- **Short exercise**: Transcribe every line exactly. Leave the pictures behind.

- **Information shown**:
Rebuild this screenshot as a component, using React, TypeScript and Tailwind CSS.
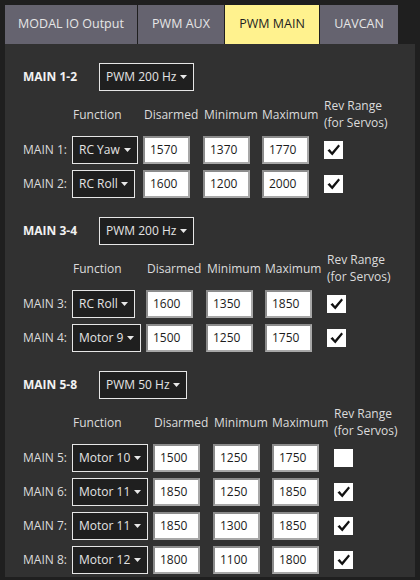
type Row = { ch: number; fn: string; fnW: string; dis: string; min: string; max: string; rev: boolean };

type Section = { title: string; rate: string; rateW: string; cols: string; rows: Row[] };

const sections: Section[] = [
  {
    title: "MAIN 1-2",
    rate: "PWM 200 Hz",
    rateW: "w-[95px]",
    cols: "grid-cols-[49px_71px_60px_59px_62px_1fr]",
    rows: [
      { ch: 1, fn: "RC Yaw", fnW: "w-[66px]", dis: "1570", min: "1370", max: "1770", rev: true },
      { ch: 2, fn: "RC Roll", fnW: "w-[63px]", dis: "1600", min: "1200", max: "2000", rev: true },
    ],
  },
  {
    title: "MAIN 3-4",
    rate: "PWM 200 Hz",
    rateW: "w-[95px]",
    cols: "grid-cols-[49px_74px_60px_59px_62px_1fr]",
    rows: [
      { ch: 3, fn: "RC Roll", fnW: "w-[63px]", dis: "1600", min: "1350", max: "1850", rev: true },
      { ch: 4, fn: "Motor 9", fnW: "w-[69px]", dis: "1500", min: "1250", max: "1750", rev: true },
    ],
  },
  {
    title: "MAIN 5-8",
    rate: "PWM 50 Hz",
    rateW: "w-[88px]",
    cols: "grid-cols-[49px_81px_60px_59px_62px_1fr]",
    rows: [
      { ch: 5, fn: "Motor 10", fnW: "w-[76px]", dis: "1500", min: "1250", max: "1750", rev: false },
      { ch: 6, fn: "Motor 11", fnW: "w-[76px]", dis: "1850", min: "1250", max: "1850", rev: true },
      { ch: 7, fn: "Motor 11", fnW: "w-[76px]", dis: "1850", min: "1300", max: "1850", rev: true },
      { ch: 8, fn: "Motor 12", fnW: "w-[76px]", dis: "1800", min: "1100", max: "1800", rev: true },
    ],
  },
];

const tabs = [
  { name: "MODAL IO Output", w: "w-[132px]" },
  { name: "PWM AUX", w: "w-[86px]" },
  { name: "PWM MAIN", w: "w-[94px]", active: true },
  { name: "UAVCAN", w: "w-[78px]" },
];

function Caret() {
  return (
    <svg width="7" height="4" viewBox="0 0 7 4" className="shrink-0">
      <path d="M0 0 H7 L3.5 4 Z" fill="#e8e8e8" />
    </svg>
  );
}

function Dropdown({ label, w }: { label: string; w: string }) {
  return (
    <div className={`${w} h-[28px] border border-[#e6e6e6] bg-[#1f1f1f] text-[#e4e4e4] flex items-center justify-between pl-[6px] pr-[6px]`}>
      <span className="whitespace-nowrap">{label}</span>
      <Caret />
    </div>
  );
}

function NumBox({ value }: { value: string }) {
  return (
    <div className="w-[47px] h-[28px] bg-white border-2 border-t-[#8c8c8c] border-l-[#8c8c8c] border-r-[#a8a8a8] border-b-[#a8a8a8] text-[#1c1c1c] flex items-center pl-[5px]">
      {value}
    </div>
  );
}

function Check({ on }: { on: boolean }) {
  return (
    <div className="w-[19px] h-[18px] bg-white flex items-center justify-center">
      {on && (
        <svg width="15" height="14" viewBox="0 0 15 14">
          <path d="M1.5 7.6 L3.6 6 L6 9 L12.4 1.6 L14 3 L6.3 12.6 Z" fill="#111" />
        </svg>
      )}
    </div>
  );
}

export default function App() {
  return (
    <div className="w-[420px] h-[580px] bg-[#1f1f1f] pt-[5px] pl-[5px] text-[12px] overflow-hidden" style={{ fontFamily: '"Open Sans", "Noto Sans", sans-serif' }}>
      <div className="flex gap-[1px] h-[39px]">
        {tabs.map((t) => (
          <div
            key={t.name}
            className={`${t.w} flex items-center justify-center text-[12.5px] ${t.active ? "bg-[#fff28e] text-[#1e1e1e]" : "bg-[#65636f] text-[#e6e6e6]"}`}
          >
            {t.name}
          </div>
        ))}
      </div>
      <div className="w-[410px] h-[533px] bg-[#313131] pl-[18px] pt-[19px] flex flex-col gap-[19px]">
        {sections.map((s) => (
          <div key={s.title} className="flex flex-col">
            <div className="flex items-center h-[28px]">
              <div className="w-[76px] font-bold text-[#f2f2f2]">{s.title}</div>
              <Dropdown label={s.rate} w={s.rateW} />
            </div>
            <div className={`grid ${s.cols} mt-[6px] h-[34px] items-center leading-[17px] text-[#dcdcdc]`}>
              <div />
              <div className="pl-[1px]">Function</div>
              <div className="pl-[1px]">Disarmed</div>
              <div className="pl-[1px]">Minimum</div>
              <div>Maximum</div>
              <div>
                Rev Range
                <br />
                (for Servos)
              </div>
            </div>
            <div className="flex flex-col gap-[6px] mt-[5px]">
              {s.rows.map((r) => (
                <div key={r.ch} className={`grid ${s.cols} items-center h-[28px]`}>
                  <div className="text-[#dcdcdc] whitespace-nowrap">MAIN {r.ch}:</div>
                  <Dropdown label={r.fn} w={r.fnW} />
                  <NumBox value={r.dis} />
                  <NumBox value={r.min} />
                  <NumBox value={r.max} />
                  <Check on={r.rev} />
                </div>
              ))}
            </div>
          </div>
        ))}
      </div>
    </div>
  );
}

- **Answer in full**:
Rebuild this screenshot as a component, using React, TypeScript and Tailwind CSS.
type Row = { ch: number; fn: string; fnW: string; dis: string; min: string; max: string; rev: boolean };

type Section = { title: string; rate: string; rateW: string; cols: string; rows: Row[] };

const sections: Section[] = [
  {
    title: "MAIN 1-2",
    rate: "PWM 200 Hz",
    rateW: "w-[95px]",
    cols: "grid-cols-[49px_71px_60px_59px_62px_1fr]",
    rows: [
      { ch: 1, fn: "RC Yaw", fnW: "w-[66px]", dis: "1570", min: "1370", max: "1770", rev: true },
      { ch: 2, fn: "RC Roll", fnW: "w-[63px]", dis: "1600", min: "1200", max: "2000", rev: true },
    ],
  },
  {
    title: "MAIN 3-4",
    rate: "PWM 200 Hz",
    rateW: "w-[95px]",
    cols: "grid-cols-[49px_74px_60px_59px_62px_1fr]",
    rows: [
      { ch: 3, fn: "RC Roll", fnW: "w-[63px]", dis: "1600", min: "1350", max: "1850", rev: true },
      { ch: 4, fn: "Motor 9", fnW: "w-[69px]", dis: "1500", min: "1250", max: "1750", rev: true },
    ],
  },
  {
    title: "MAIN 5-8",
    rate: "PWM 50 Hz",
    rateW: "w-[88px]",
    cols: "grid-cols-[49px_81px_60px_59px_62px_1fr]",
    rows: [
      { ch: 5, fn: "Motor 10", fnW: "w-[76px]", dis: "1500", min: "1250", max: "1750", rev: false },
      { ch: 6, fn: "Motor 11", fnW: "w-[76px]", dis: "1850", min: "1250", max: "1850", rev: true },
      { ch: 7, fn: "Motor 11", fnW: "w-[76px]", dis: "1850", min: "1300", max: "1850", rev: true },
      { ch: 8, fn: "Motor 12", fnW: "w-[76px]", dis: "1800", min: "1100", max: "1800", rev: true },
    ],
  },
];

const tabs = [
  { name: "MODAL IO Output", w: "w-[132px]" },
  { name: "PWM AUX", w: "w-[86px]" },
  { name: "PWM MAIN", w: "w-[94px]", active: true },
  { name: "UAVCAN", w: "w-[78px]" },
];

function Caret() {
  return (
    <svg width="7" height="4" viewBox="0 0 7 4" className="shrink-0">
      <path d="M0 0 H7 L3.5 4 Z" fill="#e8e8e8" />
    </svg>
  );
}

function Dropdown({ label, w }: { label: string; w: string }) {
  return (
    <div className={`${w} h-[28px] border border-[#e6e6e6] bg-[#1f1f1f] text-[#e4e4e4] flex items-center justify-between pl-[6px] pr-[6px]`}>
      <span className="whitespace-nowrap">{label}</span>
      <Caret />
    </div>
  );
}

function NumBox({ value }: { value: string }) {
  return (
    <div className="w-[47px] h-[28px] bg-white border-2 border-t-[#8c8c8c] border-l-[#8c8c8c] border-r-[#a8a8a8] border-b-[#a8a8a8] text-[#1c1c1c] flex items-center pl-[5px]">
      {value}
    </div>
  );
}

function Check({ on }: { on: boolean }) {
  return (
    <div className="w-[19px] h-[18px] bg-white flex items-center justify-center">
      {on && (
        <svg width="15" height="14" viewBox="0 0 15 14">
          <path d="M1.5 7.6 L3.6 6 L6 9 L12.4 1.6 L14 3 L6.3 12.6 Z" fill="#111" />
        </svg>
      )}
    </div>
  );
}

export default function App() {
  return (
    <div className="w-[420px] h-[580px] bg-[#1f1f1f] pt-[5px] pl-[5px] text-[12px] overflow-hidden" style={{ fontFamily: '"Open Sans", "Noto Sans", sans-serif' }}>
      <div className="flex gap-[1px] h-[39px]">
        {tabs.map((t) => (
          <div
            key={t.name}
            className={`${t.w} flex items-center justify-center text-[12.5px] ${t.active ? "bg-[#fff28e] text-[#1e1e1e]" : "bg-[#65636f] text-[#e6e6e6]"}`}
          >
            {t.name}
          </div>
        ))}
      </div>
      <div className="w-[410px] h-[533px] bg-[#313131] pl-[18px] pt-[19px] flex flex-col gap-[19px]">
        {sections.map((s) => (
          <div key={s.title} className="flex flex-col">
            <div className="flex items-center h-[28px]">
              <div className="w-[76px] font-bold text-[#f2f2f2]">{s.title}</div>
              <Dropdown label={s.rate} w={s.rateW} />
            </div>
            <div className={`grid ${s.cols} mt-[6px] h-[34px] items-center leading-[17px] text-[#dcdcdc]`}>
              <div />
              <div className="pl-[1px]">Function</div>
              <div className="pl-[1px]">Disarmed</div>
              <div className="pl-[1px]">Minimum</div>
              <div>Maximum</div>
              <div>
                Rev Range
                <br />
                (for Servos)
              </div>
            </div>
            <div className="flex flex-col gap-[6px] mt-[5px]">
              {s.rows.map((r) => (
                <div key={r.ch} className={`grid ${s.cols} items-center h-[28px]`}>
                  <div className="text-[#dcdcdc] whitespace-nowrap">MAIN {r.ch}:</div>
                  <Dropdown label={r.fn} w={r.fnW} />
                  <NumBox value={r.dis} />
                  <NumBox value={r.min} />
                  <NumBox value={r.max} />
                  <Check on={r.rev} />
                </div>
              ))}
            </div>
          </div>
        ))}
      </div>
    </div>
  );
}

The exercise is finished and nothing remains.